══ Source material
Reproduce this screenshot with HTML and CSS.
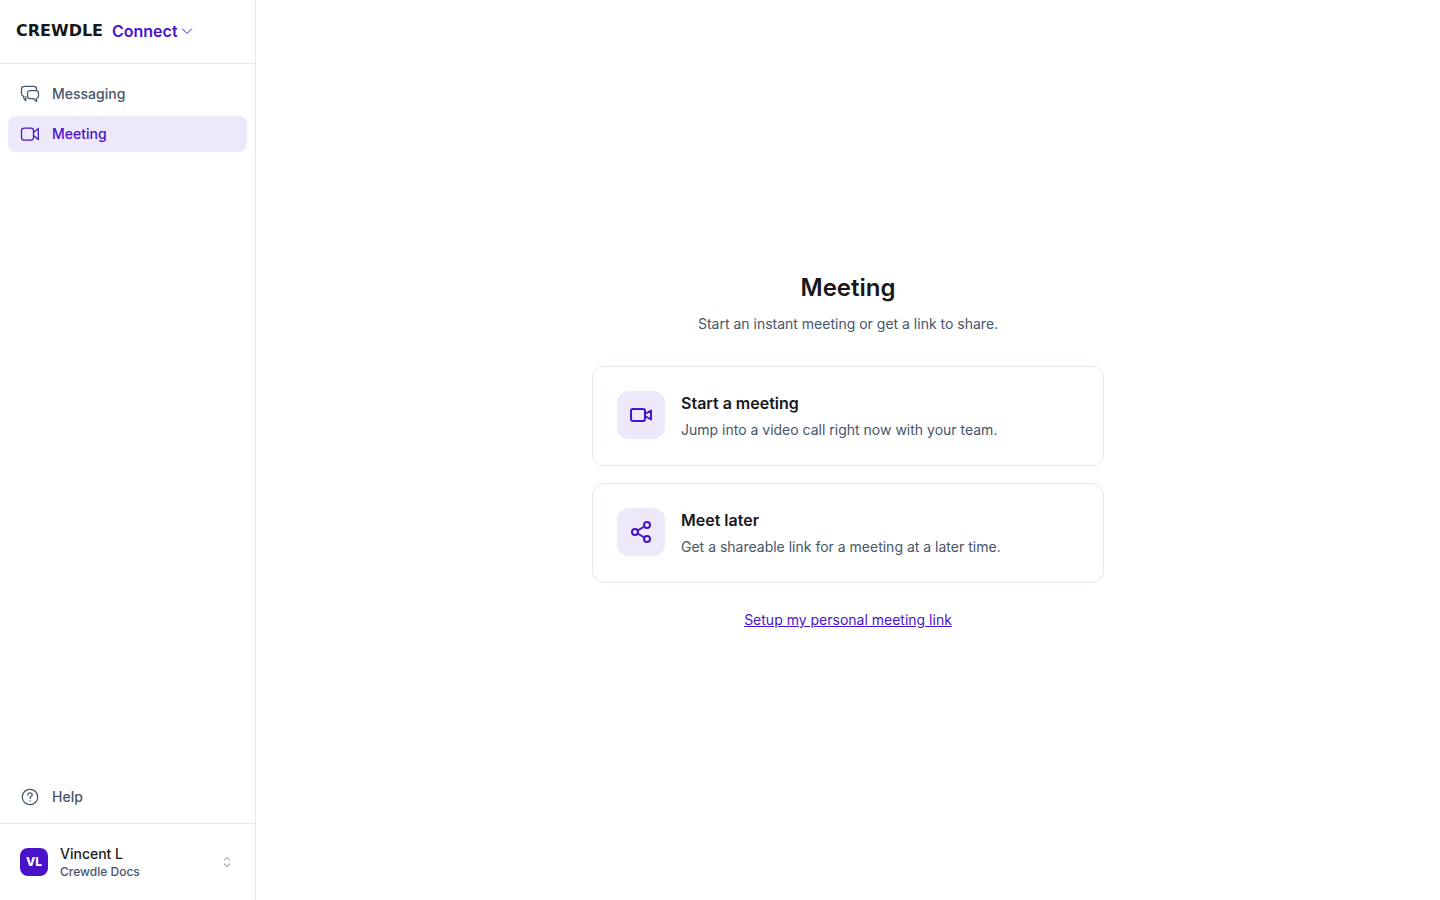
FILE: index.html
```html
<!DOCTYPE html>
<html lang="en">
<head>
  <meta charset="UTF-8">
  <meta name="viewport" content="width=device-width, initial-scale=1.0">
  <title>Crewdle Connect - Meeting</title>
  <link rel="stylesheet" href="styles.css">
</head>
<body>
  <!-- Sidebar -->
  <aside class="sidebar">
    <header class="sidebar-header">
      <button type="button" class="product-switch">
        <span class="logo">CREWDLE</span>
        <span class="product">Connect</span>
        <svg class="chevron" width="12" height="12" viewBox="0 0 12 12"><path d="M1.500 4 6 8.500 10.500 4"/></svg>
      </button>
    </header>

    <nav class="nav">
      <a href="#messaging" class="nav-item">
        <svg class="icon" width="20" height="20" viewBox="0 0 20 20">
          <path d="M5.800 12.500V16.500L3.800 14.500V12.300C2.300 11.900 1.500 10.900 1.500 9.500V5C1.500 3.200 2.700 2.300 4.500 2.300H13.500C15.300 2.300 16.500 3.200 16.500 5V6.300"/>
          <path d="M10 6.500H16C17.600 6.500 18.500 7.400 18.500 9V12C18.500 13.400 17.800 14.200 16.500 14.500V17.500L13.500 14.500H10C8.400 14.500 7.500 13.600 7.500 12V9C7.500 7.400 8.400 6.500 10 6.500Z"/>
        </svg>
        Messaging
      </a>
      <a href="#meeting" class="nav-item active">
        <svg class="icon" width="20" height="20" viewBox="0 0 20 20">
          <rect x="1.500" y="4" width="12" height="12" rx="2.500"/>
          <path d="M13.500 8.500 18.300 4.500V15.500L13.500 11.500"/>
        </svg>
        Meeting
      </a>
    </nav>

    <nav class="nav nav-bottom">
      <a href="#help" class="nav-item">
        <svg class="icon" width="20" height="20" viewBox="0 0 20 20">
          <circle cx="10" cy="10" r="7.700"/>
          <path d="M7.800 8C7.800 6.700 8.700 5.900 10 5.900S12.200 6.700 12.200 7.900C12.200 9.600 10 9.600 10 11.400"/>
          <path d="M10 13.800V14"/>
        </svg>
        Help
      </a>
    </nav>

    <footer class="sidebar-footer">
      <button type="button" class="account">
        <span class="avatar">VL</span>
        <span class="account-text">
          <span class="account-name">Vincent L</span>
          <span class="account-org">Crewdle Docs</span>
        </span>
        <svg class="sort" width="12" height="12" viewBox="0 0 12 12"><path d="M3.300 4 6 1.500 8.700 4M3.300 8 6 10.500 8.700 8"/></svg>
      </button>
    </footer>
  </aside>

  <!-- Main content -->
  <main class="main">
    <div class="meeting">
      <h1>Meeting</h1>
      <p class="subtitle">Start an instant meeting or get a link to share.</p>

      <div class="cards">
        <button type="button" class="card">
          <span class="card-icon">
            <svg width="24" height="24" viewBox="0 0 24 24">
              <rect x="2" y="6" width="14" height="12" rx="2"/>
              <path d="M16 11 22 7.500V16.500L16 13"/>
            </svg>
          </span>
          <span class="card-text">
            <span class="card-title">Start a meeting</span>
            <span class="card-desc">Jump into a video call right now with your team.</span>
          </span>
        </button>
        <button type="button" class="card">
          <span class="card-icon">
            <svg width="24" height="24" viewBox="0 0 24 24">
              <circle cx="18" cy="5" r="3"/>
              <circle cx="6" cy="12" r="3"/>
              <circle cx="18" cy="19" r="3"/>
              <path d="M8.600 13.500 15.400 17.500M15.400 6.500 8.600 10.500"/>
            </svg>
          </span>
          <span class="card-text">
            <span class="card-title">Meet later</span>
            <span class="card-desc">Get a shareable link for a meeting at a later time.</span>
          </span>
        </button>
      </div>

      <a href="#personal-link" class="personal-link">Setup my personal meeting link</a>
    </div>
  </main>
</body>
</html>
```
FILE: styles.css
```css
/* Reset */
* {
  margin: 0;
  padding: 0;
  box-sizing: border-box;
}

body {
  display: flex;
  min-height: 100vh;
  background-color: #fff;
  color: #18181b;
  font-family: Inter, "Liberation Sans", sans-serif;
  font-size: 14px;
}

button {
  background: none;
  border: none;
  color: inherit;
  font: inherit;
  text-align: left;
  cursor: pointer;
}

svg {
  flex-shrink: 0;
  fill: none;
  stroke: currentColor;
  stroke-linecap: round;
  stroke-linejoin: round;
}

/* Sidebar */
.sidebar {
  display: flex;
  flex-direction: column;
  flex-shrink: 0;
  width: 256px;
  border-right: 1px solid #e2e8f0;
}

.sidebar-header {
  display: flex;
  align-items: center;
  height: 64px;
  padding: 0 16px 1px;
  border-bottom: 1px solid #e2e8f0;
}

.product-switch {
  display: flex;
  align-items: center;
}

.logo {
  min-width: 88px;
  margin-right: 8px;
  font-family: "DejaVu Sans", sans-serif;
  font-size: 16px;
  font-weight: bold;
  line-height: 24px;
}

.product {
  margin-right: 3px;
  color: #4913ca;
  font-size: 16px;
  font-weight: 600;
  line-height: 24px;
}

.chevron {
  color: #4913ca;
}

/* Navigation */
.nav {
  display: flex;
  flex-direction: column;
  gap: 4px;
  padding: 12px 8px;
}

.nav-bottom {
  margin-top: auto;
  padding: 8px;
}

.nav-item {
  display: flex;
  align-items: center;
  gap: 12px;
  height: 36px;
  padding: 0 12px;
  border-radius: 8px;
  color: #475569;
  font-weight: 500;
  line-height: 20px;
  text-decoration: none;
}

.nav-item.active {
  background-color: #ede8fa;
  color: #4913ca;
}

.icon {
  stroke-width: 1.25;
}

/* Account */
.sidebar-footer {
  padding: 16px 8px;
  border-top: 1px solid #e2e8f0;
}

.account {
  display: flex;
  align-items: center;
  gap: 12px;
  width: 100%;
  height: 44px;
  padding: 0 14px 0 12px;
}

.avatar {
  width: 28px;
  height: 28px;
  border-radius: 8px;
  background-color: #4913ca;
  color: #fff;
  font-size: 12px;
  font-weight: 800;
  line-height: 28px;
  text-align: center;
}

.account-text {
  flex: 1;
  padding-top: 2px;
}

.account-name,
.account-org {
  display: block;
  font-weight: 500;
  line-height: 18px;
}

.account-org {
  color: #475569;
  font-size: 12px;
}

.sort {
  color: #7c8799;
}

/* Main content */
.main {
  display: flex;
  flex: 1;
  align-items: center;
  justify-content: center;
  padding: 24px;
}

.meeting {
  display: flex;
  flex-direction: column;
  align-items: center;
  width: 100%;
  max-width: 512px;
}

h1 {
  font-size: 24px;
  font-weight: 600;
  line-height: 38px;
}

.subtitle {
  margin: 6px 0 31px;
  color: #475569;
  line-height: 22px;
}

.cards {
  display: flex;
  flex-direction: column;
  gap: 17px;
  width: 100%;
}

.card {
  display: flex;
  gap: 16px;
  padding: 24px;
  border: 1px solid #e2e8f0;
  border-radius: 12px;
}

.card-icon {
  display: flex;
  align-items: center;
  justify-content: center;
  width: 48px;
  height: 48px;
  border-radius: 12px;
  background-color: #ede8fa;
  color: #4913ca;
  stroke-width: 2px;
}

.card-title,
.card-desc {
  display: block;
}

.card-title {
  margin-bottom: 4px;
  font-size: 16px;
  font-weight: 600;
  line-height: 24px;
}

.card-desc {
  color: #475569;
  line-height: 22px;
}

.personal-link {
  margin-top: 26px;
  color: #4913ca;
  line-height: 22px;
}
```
════
What you should do:
Give the number of lines in the listing above that contain "with", and nothing else.

Result for this task:
2